Fox Movietone News: the War Years, 1942 – 1944
The survival rate for American newsreels is not as good as it is in some other coutnries, and research tools such as databases or digitised collections are disappointingly few. An important resource is the Fox Movietone collection held by the University of South Carolina.  200 Fox Movietone News issues for the 1942-44 period can be viewed online, together with digitised newsreel cameramen’s dope sheets (records of what they shot during an assignment) and other documentation. The USC’s main digital video repository Moving Image Research Collections has further newsreel material available, including stories from the the silent Fox News (1919-1930) .

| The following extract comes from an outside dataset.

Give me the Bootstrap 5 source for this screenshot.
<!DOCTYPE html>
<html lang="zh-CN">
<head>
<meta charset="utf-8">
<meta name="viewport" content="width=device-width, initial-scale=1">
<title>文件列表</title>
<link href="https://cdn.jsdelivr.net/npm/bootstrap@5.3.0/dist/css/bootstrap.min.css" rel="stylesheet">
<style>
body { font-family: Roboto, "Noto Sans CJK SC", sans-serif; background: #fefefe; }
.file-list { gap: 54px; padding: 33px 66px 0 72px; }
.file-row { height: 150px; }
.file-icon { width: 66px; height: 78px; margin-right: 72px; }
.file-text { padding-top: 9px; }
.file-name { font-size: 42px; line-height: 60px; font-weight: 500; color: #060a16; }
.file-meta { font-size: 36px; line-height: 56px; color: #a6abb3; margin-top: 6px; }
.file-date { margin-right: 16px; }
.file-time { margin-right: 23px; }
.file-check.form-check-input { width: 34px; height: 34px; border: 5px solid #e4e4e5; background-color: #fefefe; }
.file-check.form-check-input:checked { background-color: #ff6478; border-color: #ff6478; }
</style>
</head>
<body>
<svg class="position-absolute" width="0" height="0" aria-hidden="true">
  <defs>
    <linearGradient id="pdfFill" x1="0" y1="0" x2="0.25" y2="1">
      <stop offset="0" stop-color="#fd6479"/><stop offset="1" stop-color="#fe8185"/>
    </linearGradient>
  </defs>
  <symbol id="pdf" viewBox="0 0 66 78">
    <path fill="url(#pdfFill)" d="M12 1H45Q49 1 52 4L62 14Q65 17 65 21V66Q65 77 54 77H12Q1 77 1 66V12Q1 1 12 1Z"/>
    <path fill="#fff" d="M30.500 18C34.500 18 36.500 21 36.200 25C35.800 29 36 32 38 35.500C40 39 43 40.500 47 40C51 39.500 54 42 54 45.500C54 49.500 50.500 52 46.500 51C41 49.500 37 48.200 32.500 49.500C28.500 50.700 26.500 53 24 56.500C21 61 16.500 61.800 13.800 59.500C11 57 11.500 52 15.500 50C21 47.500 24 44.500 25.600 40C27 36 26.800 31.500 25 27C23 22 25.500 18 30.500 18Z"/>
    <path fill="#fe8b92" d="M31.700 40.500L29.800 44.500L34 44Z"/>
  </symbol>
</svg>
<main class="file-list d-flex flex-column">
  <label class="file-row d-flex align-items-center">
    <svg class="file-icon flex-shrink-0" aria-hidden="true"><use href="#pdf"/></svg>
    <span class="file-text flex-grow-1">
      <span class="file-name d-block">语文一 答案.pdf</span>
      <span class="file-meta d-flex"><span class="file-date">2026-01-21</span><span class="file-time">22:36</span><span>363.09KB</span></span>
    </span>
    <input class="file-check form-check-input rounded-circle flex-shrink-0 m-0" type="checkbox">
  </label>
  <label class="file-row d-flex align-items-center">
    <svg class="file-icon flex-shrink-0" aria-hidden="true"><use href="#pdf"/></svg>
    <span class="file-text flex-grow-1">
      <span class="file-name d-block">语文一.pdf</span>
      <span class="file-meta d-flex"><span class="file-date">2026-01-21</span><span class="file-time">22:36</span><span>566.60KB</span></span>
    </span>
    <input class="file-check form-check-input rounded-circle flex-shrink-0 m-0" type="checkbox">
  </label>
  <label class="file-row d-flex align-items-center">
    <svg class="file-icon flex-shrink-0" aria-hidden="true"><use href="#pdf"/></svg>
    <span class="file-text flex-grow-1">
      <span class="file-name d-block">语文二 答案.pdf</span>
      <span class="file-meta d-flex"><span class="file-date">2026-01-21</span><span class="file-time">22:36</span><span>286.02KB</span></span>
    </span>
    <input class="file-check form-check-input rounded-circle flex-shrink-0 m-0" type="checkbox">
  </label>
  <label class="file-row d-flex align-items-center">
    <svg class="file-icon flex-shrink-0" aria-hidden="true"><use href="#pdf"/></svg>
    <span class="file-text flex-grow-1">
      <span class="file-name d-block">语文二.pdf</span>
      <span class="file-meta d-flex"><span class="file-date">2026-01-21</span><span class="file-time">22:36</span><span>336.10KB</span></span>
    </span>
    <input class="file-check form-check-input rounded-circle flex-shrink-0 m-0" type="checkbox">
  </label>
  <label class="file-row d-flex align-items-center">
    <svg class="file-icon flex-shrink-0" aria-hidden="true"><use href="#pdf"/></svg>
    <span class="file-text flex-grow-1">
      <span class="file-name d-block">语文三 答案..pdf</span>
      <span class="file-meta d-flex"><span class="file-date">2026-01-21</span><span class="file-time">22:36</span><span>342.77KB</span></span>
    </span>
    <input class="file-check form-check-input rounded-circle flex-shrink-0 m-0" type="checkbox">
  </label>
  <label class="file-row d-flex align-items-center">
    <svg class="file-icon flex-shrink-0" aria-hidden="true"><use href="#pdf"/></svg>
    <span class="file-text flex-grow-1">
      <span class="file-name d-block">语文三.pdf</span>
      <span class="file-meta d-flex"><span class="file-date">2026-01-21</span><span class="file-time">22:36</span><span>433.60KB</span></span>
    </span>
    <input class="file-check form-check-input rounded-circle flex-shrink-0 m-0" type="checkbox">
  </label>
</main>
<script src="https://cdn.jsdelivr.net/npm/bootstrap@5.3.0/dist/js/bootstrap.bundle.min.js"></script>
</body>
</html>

For a century the French Gaumont and Pathé companies (both established  in the 1890s) were the greatest rivals, and it still feels extraordinary that the two should have finally combined (in 2003) to create this huge newsreel archive (which also includes films of the French Éclair Journal). Searching the site is free, and the range of content is stupendous, representing 14,000 hours of historic news film. Unfortunately viewing of the clips themselves is restricted to “broadcasting professionals” i.e. those who have signed up to the site and who have proved to them that they are likely to buy footage from them. There is English language as well as French background text, and even if the clips can’t be viewed by most it’s still an amazing resource to browse.

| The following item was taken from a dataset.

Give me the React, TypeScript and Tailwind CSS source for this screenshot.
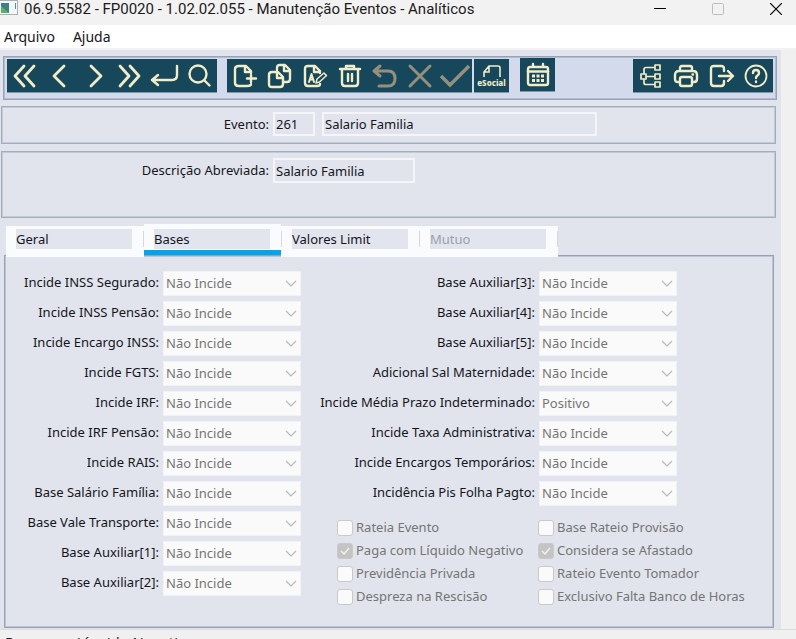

The IWM holds substantial collections of film relating to the First and Second World Wars, among which are British propaganda and service newsreels, such as the War Office Official Topical Budget for 1917-18) and War Pictorial News, Warwork News, The Gen and the German-language Welt im Film for the Second World War and after. Only a small number of the records have playable copies, and searching is easier by subject than it is by series, but the catalogue descriptions are detailed and precise.
ITN is the largest moving image archive in the UK after the BBC, and has much more than just the television news programmes made for ITV and Channel 4. Through its management of the Reuters archive, it has the libraries of the Gaumont, Paramount and Universal newsreels, as they were issued in Britain.  There is newsreel (and pre-newsreel) material here from the 1890s onwards (use the Advanced Search option and tick the Reuters box, though this brings up much non-newsreel maerial as well), with tens of thousands of clips, plus many handy compilations. As with many other newsreel sites, ITN Source is aimed at the commercial footage market, but the site is hugely valuable to the general and academic researcher.
Behind the ugly name is a substantial collection of video, audio and image material licensed for use by UK higher education. Among this material is what was formerly known as Newsfilm Online, a specially-selected collection of 3,000 hours of ITN Source newsreels and television news, including Gaumont and Paramount newsreels, which can be downloaded and re-used by students in licensed HE institutions. For the rest of us, it is still possible search and browse the archive, if not to play the videos.
This is the place to to discover British newsreels. It is a database of nearly every newsreels and news magazine issued in Britain between 1910 and 1983, and is managed by the British Universities Film & Video Council. The database is more accurate when it comes to issue dates and issue numbers than is sometimes the case with the newsreel libraries themselves, and as well as these records there are 80,000 digitised production documents (including scripts) and links through to playable copies at British Pathé, Movietone and (for HE users) JISC Media Online. There is also much background history on the newsreels, including biographies, essays and oral history recordings.
This is an archive of the German Deutsche Wocheschau newsreel. Over 6,000 stories have been made available to date, with additional material going back to 1895 and up to 1990. There is English language as well as German text, but unfortunately little informastion is given on the newsreels and the image quality is very low (and requires Windows Media Player).  It is great that such important newsreel content has been made available in this way, but the site could and should be so much better than it is.
Please note that the British Library does not have any cinema newsreels in its collections.
Originally posted by Posted by Luke McKernan.
Additional Newsreels;
Library & Archives Canada Army Newsreels
Digitized from original 16mm and a few 35mm sources are all 106 issues of the Canadian Army Newsreel, produced by the Canadian Army Film Unit during WWII.
War Amps of Canada Canadian Army Newsreels
The Canadian Army Newsreels hold an important place in Canada’s military history. The newsreels were produced by the Army for soldiers serving overseas. The front-line cameramen were soldiers first and took guns into battle along with their 35 mm movie cameras to record the Canadian Infantry in action. Their heroic efforts enabled them to scoop the international press on the major events in Europe including the invasion of Sicily and the top story of the century — D-Day.